The ordinary citizen access for NJDG does not seem to allow searching for statute-specific data and perhaps this is a unique feature that is available to those with special access, so we do not know exactly what the Court saw (it would be nice for everyone to have this access!). It is safe to assume, though, that this data was also not wholly accurate, given how the NJDG data presentation leads to double counting. In its gross figures, the NJDG often adds smaller miscellaneous applications filed within cases, besides the cases themselves, leading to an inflation of the total figures.

Given that pendency is anyway quite high in cheque bounce cases, overestimation here perhaps does not cause huge problems. There may be other situations though where uncritical reliance on NJDG data by a Bench does cause serious trouble. One hopes that day does not come to pass.
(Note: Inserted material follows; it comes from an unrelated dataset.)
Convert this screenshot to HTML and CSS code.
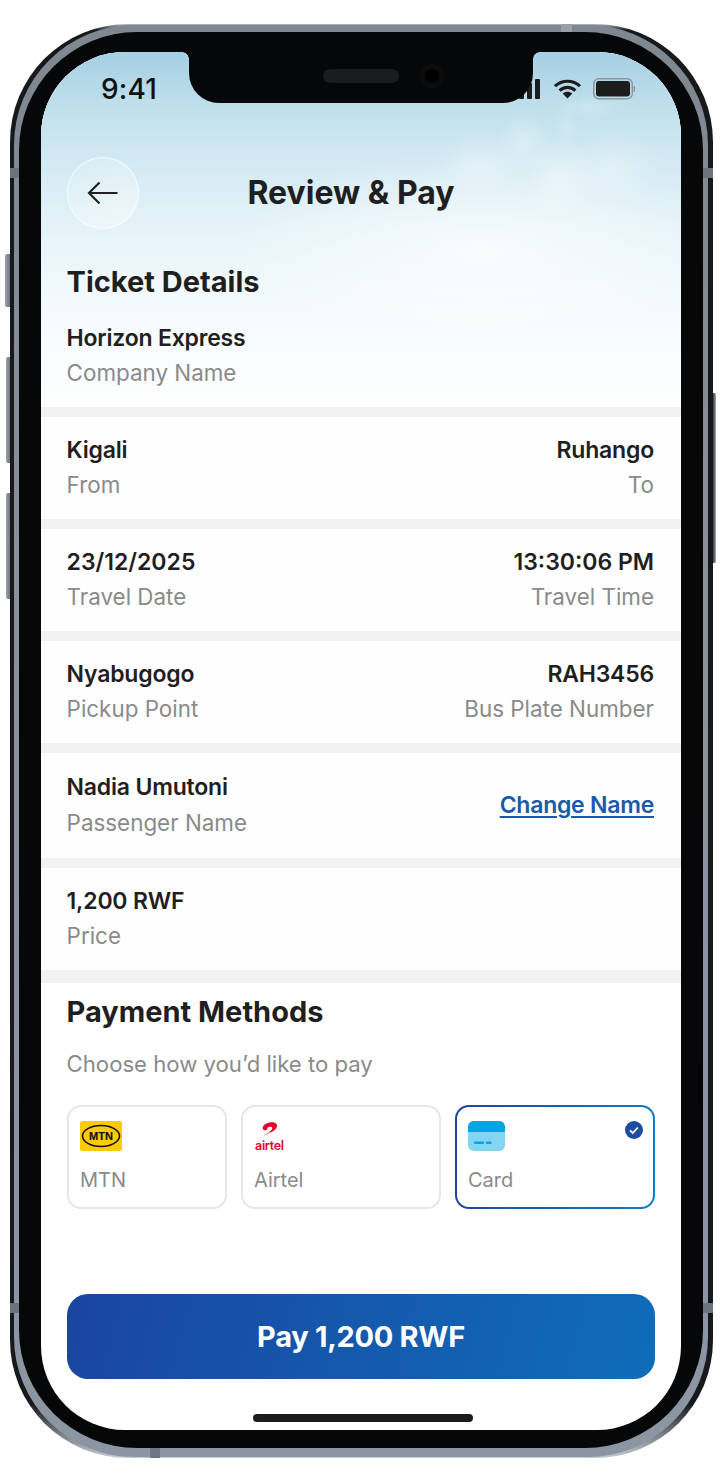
FILE: index.html
```html
<!DOCTYPE html>
<html lang="en">
<head>
<meta charset="utf-8">
<title>Review &amp; Pay</title>
<link rel="stylesheet" href="styles.css">
</head>
<body>
<div class="phone">
  <span class="btn btn-a"></span><span class="btn btn-b"></span><span class="btn btn-c"></span><span class="btn btn-r"></span>
  <div class="band">
    <span class="ant ant-lt"></span><span class="ant ant-rt"></span><span class="ant ant-lb"></span><span class="ant ant-rb"></span><span class="ant ant-top"></span><span class="ant ant-bot"></span>
    <div class="bezel">
      <div class="screen">
        <div class="notch">
          <span class="speaker"></span><span class="camera"></span>
        </div>
        <div class="list">
          <header class="sky">
            <div class="status">
              <span class="clock">9:41</span>
              <div class="status-icons">
                <svg class="signal" width="32" height="22" viewBox="0 0 32 22"><rect x="0" y="14" width="5" height="7" rx="1"/><rect x="9" y="10" width="5" height="11" rx="1"/><rect x="17" y="5" width="5" height="16" rx="1"/><rect x="25" y="1" width="5" height="20" rx="1"/></svg>
                <svg class="wifi" width="27" height="20" viewBox="0 0 27 20"><path d="M1 7.200C8 .6 19 .6 26 7.200" fill="none" stroke="#1c1c1c" stroke-width="3.200"/><path d="M5.600 11.600c4.600-4.200 11.200-4.200 15.800 0" fill="none" stroke="#1c1c1c" stroke-width="3.200"/><path d="M8.600 14.600c2.900-2.400 6.900-2.400 9.800 0L13.500 19.600z" fill="#1c1c1c"/></svg>
                <svg class="battery" width="42" height="22" viewBox="0 0 42 22"><rect x=".75" y=".75" width="38.500" height="20" rx="5" fill="none" stroke="#8d979f" stroke-width="1.500"/><rect x="3" y="3" width="34" height="15.500" rx="3" fill="#1c1c1c"/><rect x="40.500" y="8" width="1.500" height="6" rx=".7" fill="#8d979f"/></svg>
              </div>
            </div>
            <nav class="nav">
              <button class="back" aria-label="Back">
                <svg width="32" height="24" viewBox="0 0 32 24"><path d="M30.500 12H2M12.500 1.500 2 12l10.500 10.500" fill="none" stroke="#222" stroke-width="2.200"/></svg>
              </button>
              <h1 class="title">Review &amp; Pay</h1>
            </nav>
            <h2 class="heading">Ticket Details</h2>
            <div class="company">
              <div class="value">Horizon Express</div>
              <div class="label">Company Name</div>
            </div>
          </header>

          <section class="row">
            <div><div class="value">Kigali</div><div class="label">From</div></div>
            <div class="end"><div class="value">Ruhango</div><div class="label">To</div></div>
          </section>
          <section class="row">
            <div><div class="value value-num">23/12/2025</div><div class="label">Travel Date</div></div>
            <div class="end"><div class="value value-num">13:30:06 PM</div><div class="label">Travel Time</div></div>
          </section>
          <section class="row">
            <div><div class="value">Nyabugogo</div><div class="label">Pickup Point</div></div>
            <div class="end"><div class="value">RAH3456</div><div class="label">Bus Plate Number</div></div>
          </section>
          <section class="row row-tall">
            <div><div class="value">Nadia Umutoni</div><div class="label">Passenger Name</div></div>
            <a class="change" href="#">Change Name</a>
          </section>
          <section class="row">
            <div><div class="value">1,200 RWF</div><div class="label">Price</div></div>
          </section>
        </div>

        <section class="payment">
          <h2 class="heading">Payment Methods</h2>
          <p class="label choose">Choose how you’d like to pay</p>
          <div class="methods">
            <div class="method">
              <svg class="logo" width="42" height="30" viewBox="0 0 42 30"><rect width="42" height="30" rx="2.500" fill="#ffcb05"/><ellipse cx="21" cy="15" rx="18.500" ry="10.500" fill="none" stroke="#111" stroke-width="1.600"/><text x="21" y="19" text-anchor="middle" class="mtn-text">MTN</text></svg>
              <span class="method-name">MTN</span>
            </div>
            <div class="method">
              <svg class="logo logo-airtel" width="42" height="36" viewBox="0 0 42 36"><path d="M9 5.500C10.500 2.500 15 .8 19 1.200c3 .3 4.500 2 4 4.300-.6 2.800-4 5-7.500 6.300L10 14.500c2-1.500 5-3 7-5 1.500-1.500 1.700-3 .3-3.600-1.800-.7-4 .2-4.300 2-.1 .8-.6 1.600-2 1.400C9 9.500 8.300 7.300 9 5.500z" fill="#e4002b"/><text x="1" y="29" class="airtel-text">airtel</text></svg>
              <span class="method-name">Airtel</span>
            </div>
            <div class="method method-on">
              <svg class="logo" width="37" height="30" viewBox="0 0 37 30"><rect width="37" height="30" rx="6" fill="#84d4f3"/><path d="M0 11V6a6 6 0 0 1 6-6h25a6 6 0 0 1 6 6v5z" fill="#02a5e2"/><rect x="6" y="20.500" width="10" height="2.500" rx="1" fill="#02a5e2"/><rect x="18" y="20.500" width="5.500" height="2.500" rx="1" fill="#02a5e2"/></svg>
              <span class="method-name">Card</span>
              <svg class="tick" width="18" height="18" viewBox="0 0 18 18"><circle cx="9" cy="9" r="9" fill="#1b4ea3"/><path d="M5 9.300 7.800 12l5-5.500" fill="none" stroke="#fff" stroke-width="1.800"/></svg>
            </div>
          </div>
          <button class="pay">Pay 1,200 RWF</button>
          <div class="home"></div>
        </section>
      </div>
    </div>
  </div>
</div>
</body>
</html>
```

FILE: styles.css
```css
* { box-sizing: border-box; }
html, body { margin: 0; padding: 0; background: #fff; }
body { height: 1482px; overflow: hidden; font-family: Inter, "Liberation Sans", sans-serif; color: #1f1f1f; }

.phone {
  position: relative;
  width: 703px;
  height: 1434px;
  margin: 24px 0 0 10px;
  padding: 1px 5px 1px 4px;
  border-radius: 118px;
  background: linear-gradient(180deg, #b9bcc2 0, #17191d 6px, #17191d 1380px, #c4ccd3 1434px);
}
.band {
  position: relative;
  height: 100%;
  padding: 7px 5px 9px 5px;
  border-radius: 120px;
  background: linear-gradient(180deg, #7f8791 0, #8a929c 50%, #8c96a2 100%);
}
.bezel {
  height: 100%;
  padding: 20px 22px 19px 22px;
  border-radius: 118px;
  background: #060708;
}
.screen {
  position: relative;
  height: 1378px;
  border-radius: 84px;
  overflow: hidden;
  background: #fff;
}

.btn { position: absolute; background: linear-gradient(90deg, #9aa1a9, #6f7780); border-radius: 2px 0 0 2px; }
.btn-a { left: -5px; top: 230px; width: 5px; height: 53px; }
.btn-b { left: -4px; top: 333px; width: 4px; height: 106px; }
.btn-c { left: -4px; top: 469px; width: 4px; height: 106px; }
.btn-r { right: -3px; top: 369px; width: 3px; height: 170px; border-radius: 0 2px 2px 0; background: linear-gradient(90deg, #30343a, #a7adb4); }

.ant { position: absolute; background: #6b737d; }
.ant-lt { left: -4px; top: 143px; width: 9px; height: 10px; }
.ant-rt { right: -5px; top: 143px; width: 10px; height: 10px; }
.ant-lb { left: -4px; top: 1278px; width: 9px; height: 10px; }
.ant-rb { right: -5px; top: 1278px; width: 10px; height: 10px; }
.ant-top { left: 547px; top: -1px; width: 11px; height: 8px; background: #9aa0a7; }
.ant-bot { left: 136px; bottom: -1px; width: 10px; height: 10px; background: #6f7882; }

.notch {
  position: absolute;
  z-index: 2;
  top: 0;
  left: 148px;
  width: 344px;
  height: 51px;
  border-radius: 0 0 30px 30px;
  background: #060708;
}
.notch::before, .notch::after {
  content: "";
  position: absolute;
  top: 0;
  width: 7px;
  height: 7px;
}
.notch::before { left: -7px; background: radial-gradient(circle at 0 100%, transparent 6.500px, #060708 7.200px); }
.notch::after { right: -7px; background: radial-gradient(circle at 100% 100%, transparent 6.500px, #060708 7.200px); }
.speaker { position: absolute; left: 134px; top: 17px; width: 76px; height: 14px; border-radius: 7px; background: #1b1c1e; }
.camera { position: absolute; left: 236px; top: 17px; width: 14px; height: 14px; border-radius: 50%; background: #000; box-shadow: 0 0 0 5px #0b0c0f; }

.list { display: flex; flex-direction: column; gap: 10px; padding-bottom: 13px; background: #f2f2f2; }

.sky {
  height: 355px;
  padding: 0 26px 0 25.600px;
  background:
    radial-gradient(ellipse 28px 32px at 482px 92px, rgba(255,255,255,.3), transparent 100%),
    radial-gradient(ellipse 40px 34px at 439px 112px, rgba(255,255,255,.3), transparent 100%),
    radial-gradient(ellipse 36px 40px at 519px 125px, rgba(255,255,255,.38), transparent 100%),
    radial-gradient(ellipse 50px 36px at 572px 115px, rgba(255,255,255,.3), transparent 100%),
    radial-gradient(ellipse 12px 28px at 526px 72px, rgba(255,255,255,.18), transparent 100%),
    radial-gradient(ellipse 30px 12px at 550px 55px, rgba(255,255,255,.2), transparent 100%),
    radial-gradient(ellipse 250px 95px at 440px 195px, rgba(255,255,255,.65), transparent 100%),
    linear-gradient(180deg, #a4cfe4 0, #bddeeb 50px, #d0e8f2 100px, #e3f2f8 170px, #f2f9fc 240px, #fbfdfe 320px, #fefefe 355px);
}
.status { height: 105px; display: flex; justify-content: space-between; padding: 20px 20px 0 34.400px; }
.clock { font-size: 28px; font-weight: 500; line-height: 34px; color: #111; letter-spacing: .2px; }
.status-icons { display: flex; align-items: flex-start; gap: 12px; padding-top: 6px; }
.signal { fill: #1c1c1c; }
.wifi { margin-top: 1px; }

.nav { position: relative; height: 72px; display: flex; align-items: center; justify-content: center; margin-left: .4px; }
.back {
  position: absolute;
  left: 0;
  top: 0;
  width: 72px;
  height: 72px;
  padding: 0;
  display: flex;
  align-items: center;
  justify-content: center;
  border: 1px solid rgba(255,255,255,.75);
  border-radius: 50%;
  background: linear-gradient(135deg, rgba(255,255,255,.08), rgba(255,255,255,.45));
}
.title { margin: 0 20px 0 0; font-size: 32px; font-weight: 700; line-height: 40px; color: #1f1f1f; }
.heading { margin: 0; font-size: 29px; font-weight: 700; line-height: 36px; color: #1f1f1f; }
.sky .heading { margin-top: 35px; }
.company { margin-top: 21px; }

.value { font-size: 23px; font-weight: 600; line-height: 34px; letter-spacing: -.2px; color: #1f1f1f; }
.value-num { letter-spacing: 0; }
.label { margin-top: 1px; font-size: 22.400px; font-weight: 400; line-height: 34px; color: #8a8a8a; }

.row {
  display: flex;
  justify-content: space-between;
  align-items: center;
  height: 102px;
  padding: 0 27px 1px 25.600px;
  background: #fefefe;
}
.row-tall { height: 105px; }
.row-tall .label { margin-top: 2px; }
.end { text-align: right; }
.change { font-size: 23px; font-weight: 600; color: #1a5aaa; text-decoration: underline; text-underline-offset: 3px; letter-spacing: -.25px; }

.payment { padding: 11px 27px 0 25.600px; }
.choose { margin: 17px 0 0; font-size: 22.150px; }
.methods { display: grid; grid-template-columns: 160px 200px 200px; gap: 14px; margin: 24px 0 0 .4px; }
.method {
  position: relative;
  height: 104px;
  padding: 14px 11px 0;
  display: flex;
  flex-direction: column;
  align-items: flex-start;
  border: 2px solid #e6e6e6;
  border-radius: 14px;
  background: #fff;
}
.method-on {
  border-color: transparent;
  background: linear-gradient(#fff, #fff) padding-box, linear-gradient(90deg, #1c469f, #0f7cc8) border-box;
}
.logo { display: block; }
.logo-airtel { margin-bottom: -6px; }
.method-name { margin-top: 14px; font-size: 20px; line-height: 30px; color: #8a8a8a; }
.tick { position: absolute; top: 13.500px; right: 10px; }
.mtn-text { font-family: "Liberation Sans", sans-serif; font-size: 11px; font-weight: 700; fill: #111; stroke: #111; stroke-width: .2px; }
.airtel-text { font-family: Inter, sans-serif; font-size: 12.500px; font-weight: 600; fill: #e4002b; letter-spacing: -.3px; }

.pay {
  display: block;
  width: 588px;
  height: 85px;
  margin: 85px 0 0 .4px;
  border: 0;
  border-radius: 21px;
  background: linear-gradient(105deg, #1a459f 0, #0f6dba 100%);
  font-family: Inter, sans-serif;
  font-size: 29px;
  font-weight: 700;
  letter-spacing: -.3px;
  color: #fff;
}
.home { width: 220px; height: 8px; margin: 35px 0 0 186.400px; border-radius: 4px; background: #1c1c1c; }
```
What to make of the Guidelines?
Having got the data part out of the way, we can turn our attention to the guidelines / directions itself that are issued in Paragraph 36 of Sanjabij Tari. A part of this is the Court restating / tweaking earlier directives, perhaps with a hope that their enforcement with some renewed vigour will lead to better results. The old is complemented by the new, where emphasis appears to be on pushing the system to (1) secure swift appearance of accused parties and, linked to this, (2) encourage settlements once they have appeared. Within these, I only want to deal with one part viz. the Court’s move to remove application of Section 223 of the Bharatiya Nagarik Suraksha Sanhita 2023 ['BNSS'] from these proceedings [Guideline E].

Section 223 BNSS is a new clause (unlike a lot of the statute) by which a court is now required to give the accused an opportunity to be heard before the court takes cognizance of an offence. The Court has approved the view taken by a Karnataka High Court judgment without adding any explanation. This view is that the Section 223 pre-cognizance notice part will not apply to cheque bounce cases since (i) these case are prosecuted under a special law (Negotiable Instruments Act 1881) and (ii) the offence is quasi-criminal where speed in the trial is key.

It is unfortunate that the Court has dealt with a legal issue in such a summary fashion, because on closer scrutiny neither of these reasons hold water. A special criminal law must prescribe a different method of proceeding for it to override the general procedural law in the BNSS, and there is nothing within Section 142 of the Negotiable Instruments Act 1881 which overrides Section 223 BNSS. This is why the Supreme Court itself has extended Section 223 BNSS to other special criminal laws, such as the Prevention of Money Laundering Act 2002.

Which naturally brings up the other point — you need this pre-cognizance hearing for serious crimes like money laundering, but not ‘quasi-crimes’ like cheque bouncing. The nature of the cheque bouncing crime is an issue which came up in another context recently on the blog — the right of a victim to file an appeal in such cases. While on the hand courts see the cheque bounce crime as 'quasi-criminal', a bench of the Supreme Court in Celestium Financial emphasised on the very clearly 'criminal' nature of this offence to hold that the complainant in such cases was at par with victims in other, traditional, offences. Interestingly, Sanjabij Tari neither cites nor refers to Celestium Financial. 

One may disagree with the approach in Celestium Financial and want to support the view that a cheque bounce case is really 'civil sheep in wolf's clothing'. Unfortunately though, this view is just not supported by law. There is no legally defined category of 'quasi-crime' in Indian law and when the legislature decides to deal with offending conduct by means other than criminal proceedings, it has prescribed punishments other than jail time. No matter how innocuous we make cheque bounce cases appear by likening them to civil disputes, it does not change the reality that a conviction for this offence can result in imprisonment and loss of liberty — the core component of proper crime. 

Conclusion
There is no disputing the fact that cheque bounce cases contribute hugely to arrears within the legal system, making it a natural target for attention by the Supreme Court. Prior to Sanjabij Tari, multiple attempts have been made by issuing directives and guidelines but without lasting or measurable success, and whether this most recent round of efforts will meet a different fate is something only time can tell. 

At the same time though, if we look deeper, perhaps there is a different lesson to be learnt here, especially with the repeated reference by the Supreme Court to the idea that cheque bounce are not real crimes but 'quasi-criminal' in nature. Why not actually take that step and conjure a set of remedies that deliver on this premise by changing the infraction in question from being a crime with possible jail time to something which can be dealt with outside of the proper legal system by means of penalties and other, non-penal, sanctions. The judiciary cannot take that step, as much as it may want to. 

It is soon going to be four decades since Parliament decided to experiment with levying penal sanctions for dishonour of cheques. The experience of these past four decades suggest that whatever benefits the move has brought to financial transactions, it is significantly outweighed by the harm that it has caused to the integrity and stability of the judicial system. Maybe it is time to call it a day on the offence of cheque bouncing altogether?